Как следствие, в настоящий момент источником энергии для аппаратов отправляемых в длительные миссии в удалённые от Солнца края, служат батареи на основе стронция-90 и плутония-238, – изотопов не «цепных», а просто нестабильных. Однако радиоизотопные батареи родит с солнечными ключевой недостаток, – в обоих случаях энергия извлекается не по потребности, а по возможности. То есть, либо её нужно запасать, что предполагает размещение на аппарате массивных аккумуляторов, либо же «пиковые» нагрузки окажутся очень невелики, а прочее время, пока аппарат ничем энергоёмким не занят, избыток тепла понадобится сбрасывать.
...И данные соображения были очевидны ещё на заре эпохи космонавтики. Впервые ядерный реактор был выведен на орбиту ещё в 1965 году. Американская установка SNAP-10A смогла проработать 43 дня. Реактор на тепловых нейтронах использовал обогащённый до 10% Уран-235 в качестве горючего, гидрид циркония в качестве замедлителя и натрий-калиевый теплоноситель. Источник энергии мог выполнять возложенные на него задачи (в частности, питание ионного двигателя), но КПД, составлявший всего 1.5%, оставлял желать лучшего. Из 40 кВт выделяющейся энергии лишь 500-600 Вт переводилось в электрическую форму. SNAP-10A остался в истории, как единственный энергетический ядерный реактор, не способный обеспечить работу даже одного электрочайника.
Американцы более к идее космического реактора не возвращались. Но у конструкторов СССР намерение решить проблему питания энергоёмкого оборудования на борту спутников, – разведывательного назначения, в первую очередь, – было твердо. Так что, космический реактор «Бук» не просто был создан или испытывался, а выпускался с 1970 года серийно. Тепловая мощность в его случае достигала 100 кВт, а КПД 3%, что позволяло оснащать «Космосы» радиолокаторами. Преимущество же над американским вариантом достигалось благодаря тому, что работал «Бук» на быстрых нейтронах, потребляя обогащённый до 90% уран. Отсутствие необходимости в замедлителе и использование в качестве теплоносителя обладающего огромной теплоёмкостью жидкого натрия, вместо воды, позволило снизить массу устройства.
...Хотя реактор предназначенный для установки на спутниках и так был слишком уж мал. Скромный КПД объяснялся тем, львиная доля выделяющейся энергии не поглощалась вообще, а в форме излучений уносилась не только за пределы реактора, но и за пределы аппарата.
В дальнейшем, проблему повышения КПД до 6% позволило решить использование термоэмиссионного преобразователя, заимствованного из устройства радиоизотопных батарей.
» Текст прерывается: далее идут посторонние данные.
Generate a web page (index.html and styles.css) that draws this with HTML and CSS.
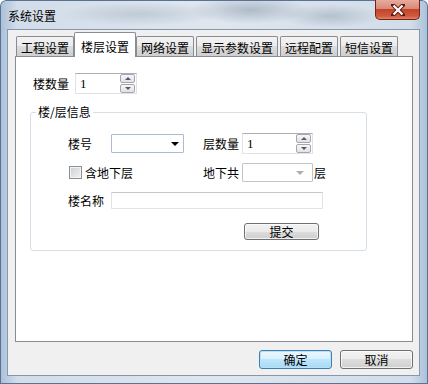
FILE: index.html
```html
<!DOCTYPE html>
<html lang="zh-CN">
<head>
    <meta charset="UTF-8">
    <title>系统设置</title>
    <link rel="stylesheet" href="styles.css">
</head>
<body>
    <div class="window">
        <!-- 标题栏 -->
        <div class="titlebar">
            <span class="title">系统设置</span>
            <button class="close-btn">
                <svg width="14" height="12" viewBox="0 0 14 12">
                    <path d="M2 1 L12 11 M12 1 L2 11" stroke="#5a1a10" stroke-width="4" stroke-linecap="square"/>
                    <path d="M2.5 1.5 L11.5 10.5 M11.5 1.5 L2.5 10.5" stroke="#fff" stroke-width="2.2"/>
                </svg>
            </button>
        </div>

        <div class="client">
            <div class="tab-strip">
                <div class="tab">工程设置</div>
                <div class="tab active">楼层设置</div>
                <div class="tab">网络设置</div>
                <div class="tab">显示参数设置</div>
                <div class="tab">远程配置</div>
                <div class="tab">短信设置</div>
            </div>

            <div class="tab-panel">
                <div class="field-row count-row">
                    <span class="count-label">楼数量</span>
                    <div class="spinner count-spinner">
                        <span class="spin-value">1</span>
                        <div class="spin-buttons">
                            <span class="spin-btn"><i class="arrow-up"></i></span>
                            <span class="spin-btn"><i class="arrow-down"></i></span>
                        </div>
                    </div>
                </div>

                <fieldset class="group">
                    <legend>楼/层信息</legend>

                    <div class="group-row row-building">
                        <span class="label">楼号</span>
                        <div class="combo"><i class="combo-arrow"></i></div>
                        <span class="label-right">层数量</span>
                        <div class="spinner floor-spinner">
                            <span class="spin-value">1</span>
                            <div class="spin-buttons">
                                <span class="spin-btn"><i class="arrow-up"></i></span>
                                <span class="spin-btn"><i class="arrow-down"></i></span>
                            </div>
                        </div>
                    </div>

                    <div class="group-row row-basement">
                        <label class="check-label"><span class="checkbox"></span>含地下层</label>
                        <span class="label-right">地下共</span>
                        <div class="combo combo-disabled"><i class="combo-arrow"></i></div>
                        <span class="unit">层</span>
                    </div>

                    <div class="group-row row-name">
                        <span class="label">楼名称</span>
                        <div class="text-input"></div>
                    </div>

                    <div class="group-row row-submit">
                        <button class="btn submit-btn">提交</button>
                    </div>
                </fieldset>
            </div>

            <div class="dialog-buttons">
                <button class="btn btn-default">确定</button>
                <button class="btn">取消</button>
            </div>
        </div>
    </div>
</body>
</html>
```

FILE: styles.css
```css
* {
    box-sizing: border-box;
}

body {
    margin: 0;
    background: #fff;
    font-family: "Noto Sans CJK SC", "Noto Sans", sans-serif;
    font-size: 12px;
    color: #000;
}

/* 窗口外框 */
.window {
    width: 428px;
    height: 384px;
    padding: 0 8px 8px 7px;
    border-radius: 6px 6px 0 0;
    background:
        radial-gradient(ellipse 60px 14px at 250px 10px, rgba(90, 110, 135, 0.35), transparent),
        radial-gradient(ellipse 80px 12px at 140px 14px, rgba(110, 130, 150, 0.25), transparent),
        radial-gradient(ellipse 50px 12px at 330px 16px, rgba(100, 120, 140, 0.3), transparent),
        linear-gradient(to right, #a9bfd8, #d2dde9 4%, #dfe6ee 50%, #d2dde9 96%, #a9bfd8);
    box-shadow: inset 0 0 0 1px #5b7392;
}

.titlebar {
    height: 29px;
    display: flex;
    justify-content: space-between;
    align-items: flex-start;
}

.title {
    margin: 8px 0 0 1px;
    line-height: 16px;
}

.close-btn {
    width: 45px;
    height: 20px;
    padding: 0;
    border: 1px solid #6e2417;
    border-top: none;
    border-radius: 0 0 5px 5px;
    background: linear-gradient(#e8ab9d, #d88a78 45%, #c4432a 50%, #cf5a3c 85%, #e2866a);
    display: flex;
    align-items: center;
    justify-content: center;
}

/* 客户区 */
.client {
    height: 347px;
    background: #f0f0f0;
    border: 1px solid #8597ad;
    padding: 2px 6px 0 7px;
}

.tab-strip {
    display: flex;
    align-items: flex-end;
    gap: 2px;
    height: 24px;
    padding-left: 1px;
    position: relative;
    z-index: 1;
}

.tab {
    height: 20px;
    padding: 2px 4px 0;
    border: 1px solid #898c95;
    border-bottom: none;
    border-radius: 2px 2px 0 0;
    background: linear-gradient(#f3f3f3, #ebebeb 50%, #dddddd 50%, #cfcfcf);
    line-height: 17px;
    white-space: nowrap;
}

.tab.active {
    height: 25px;
    margin: 0 -2px -1px;
    padding: 5px 6px 0;
    background: #fff;
    position: relative;
}

.tab-panel {
    height: 286px;
    background: #fff;
    border: 1px solid #898c95;
    padding: 16px 0 0 14px;
}

.field-row {
    display: flex;
    align-items: center;
}

.count-row {
    height: 21px;
    padding-left: 3px;
}

.count-label {
    width: 42px;
}

/* 微调框 */
.spinner {
    height: 21px;
    display: flex;
    align-items: center;
    justify-content: space-between;
    background: #fff;
    border: 1px solid #dfe3e9;
    border-top-color: #abadb3;
    padding: 0 1px 0 4px;
}

.count-spinner {
    width: 62px;
}

.floor-spinner {
    width: 71px;
}

.spin-value {
    font-family: "Liberation Serif", serif;
    font-size: 13px;
    line-height: 15px;
}

.spin-buttons {
    display: flex;
    flex-direction: column;
    gap: 1px;
}

.spin-btn {
    width: 15px;
    height: 9px;
    border: 1px solid #a7a7a7;
    border-radius: 2px;
    background: linear-gradient(#f7f7f7, #e2e2e2);
    display: flex;
    align-items: center;
    justify-content: center;
}

.arrow-up {
    border-left: 3px solid transparent;
    border-right: 3px solid transparent;
    border-bottom: 3px solid #4b5c7e;
}

.arrow-down {
    border-left: 3px solid transparent;
    border-right: 3px solid transparent;
    border-top: 3px solid #4b5c7e;
}

/* 分组框 */
.group {
    width: 337px;
    height: 146px;
    margin: 11px 0 0;
    padding: 0;
    border: 1px solid #d5dfe5;
    border-radius: 3px;
}

.group legend {
    margin-left: 5px;
    padding: 0 2px;
    line-height: 14px;
}

.group-row {
    display: flex;
    align-items: center;
    padding-left: 37px;
}

.row-building {
    margin-top: 14px;
    height: 21px;
}

.row-basement {
    margin-top: 9px;
    height: 19px;
}

.row-name {
    margin-top: 10px;
    height: 17px;
}

.row-submit {
    margin-top: 14px;
    height: 17px;
}

.label {
    width: 43px;
}

.label-right {
    width: 39px;
}

.combo + .label-right {
    margin-left: 19px;
}

.combo {
    width: 73px;
    height: 19px;
    border: 1px solid #a9bcd4;
    border-radius: 1px;
    background: #fff;
    display: flex;
    justify-content: flex-end;
    align-items: center;
    padding-right: 4px;
}

.combo-arrow {
    border-left: 4px solid transparent;
    border-right: 4px solid transparent;
    border-top: 4px solid #000;
}

.combo-disabled {
    width: 71px;
    border-color: #c2c5c8;
    padding-right: 8px;
}

.combo-disabled .combo-arrow {
    border-left-width: 4px;
    border-right-width: 4px;
    border-top: 4px solid #b0b0b0;
}

.unit {
    margin-left: 1px;
}

.check-label {
    width: 135px;
    display: flex;
    align-items: center;
    gap: 3px;
}

.checkbox {
    width: 13px;
    height: 13px;
    margin-left: 1px;
    border: 1px solid #8e8f8f;
    background: linear-gradient(135deg, #cbcfd5, #f4f4f4);
    box-shadow: inset 0 0 0 1px #f4f4f4;
}

.text-input {
    width: 212px;
    height: 17px;
    background: #fff;
    border: 1px solid #e2e3ea;
    border-top-color: #c4c7cc;
}

/* 按钮 */
.btn {
    width: 73px;
    height: 19px;
    padding: 0;
    border: 1px solid #707070;
    border-radius: 3px;
    background: linear-gradient(#f2f2f2, #ebebeb 50%, #dddddd 50%, #cfcfcf);
    box-shadow: inset 0 0 0 1px rgba(255, 255, 255, 0.7);
    font-family: inherit;
    font-size: 12px;
    line-height: 15px;
    color: #000;
}

.submit-btn {
    width: 75px;
    height: 17px;
    margin-left: 176px;
    line-height: 13px;
}

.dialog-buttons {
    display: flex;
    justify-content: flex-end;
    gap: 8px;
    margin-top: 8px;
}

.btn-default {
    border-color: #3c7fb1;
    background: linear-gradient(#eaf6fd, #d9f0fc 50%, #bee6fd 50%, #a7d9f5);
    box-shadow: inset 0 0 0 1px #b9e0f6;
}
```
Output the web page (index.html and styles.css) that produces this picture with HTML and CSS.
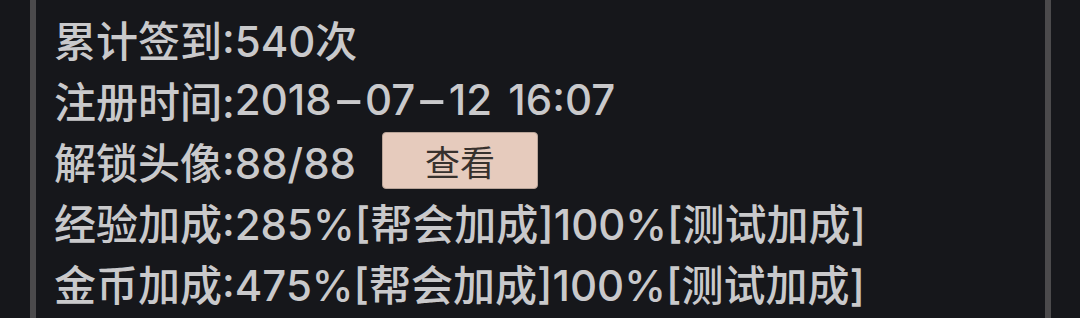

Преобразователь весил меньше, чем турбина, и превращал энергию ионизирующих излучений в электрическую сразу… Они же «ионизирующие», а значит, разделяется заряд. Реакторы проекта «Топаз» появившиеся в 80-е годы, также нашли применение, но… лишь постольку, поскольку желание размещать на борту спутников-шпионов локаторы было велико. Вообще же, реактор оказывался и слишком тяжёл, и недостаточно надёжен. В частности и первый – американский – проработал всего 43 дня, поскольку большего не выдержала бортовая электроника.
Серийные советские варианты производились уже с учётом фактора быстрой деградации оборудования под воздействием излучений, и некоторый уровень защиты (более уязвимые узлы экранировались менее уязвимыми) подразумевали. Но и они держались не более года. Соответственно, вопрос о прекращении реакции после частичного выгорания урана-235 даже не вставал… Это, однако, не мешало пониманию того, что такой вопрос встанет в случае миссий длительных – межпланетных. Поддержание цепной реакции по мере падения концентрации 235 изотопа в стержнях потребовало бы увеличения массы конструкции.
...Ну и, конечно, опасность космических реакторов нельзя было сбрасывать со счетов. Когда однажды убитый излучениями из собственной активной зоны советский спутник упал на Канаду, в трауре были все. Канадская сторона, потому что на неё уронили реактор, советская же потому что он, зараза, пройдя плотные слои атмосферы и выбив воронку в грунте нисколько не пострадал… Вот, кстати, обычай топить выработавшие ресурс космические аппараты в «точке Немо» связан не только с безопасностью людей на земле, но и с сохранностью технологических секретов.
Тем не менее, никто не отменял и преимуществ реактора. По сути, это единственный вариант обеспечивающий мощную аппаратуру энергией во время длительных миссий. Большая же часть проблем «Топазов» и «Буков» являлась прямым следствием их избыточной миниатюризации. Современные проектируемые реакторы предназначенные для питания ионных двигателей и имеющие массу 60-70 тонн, с прежними проблемами не столкнутся. Ибо их масштаб уже порождает проблемы более сложные, – главным образом связанные с отводом избыточного тепла.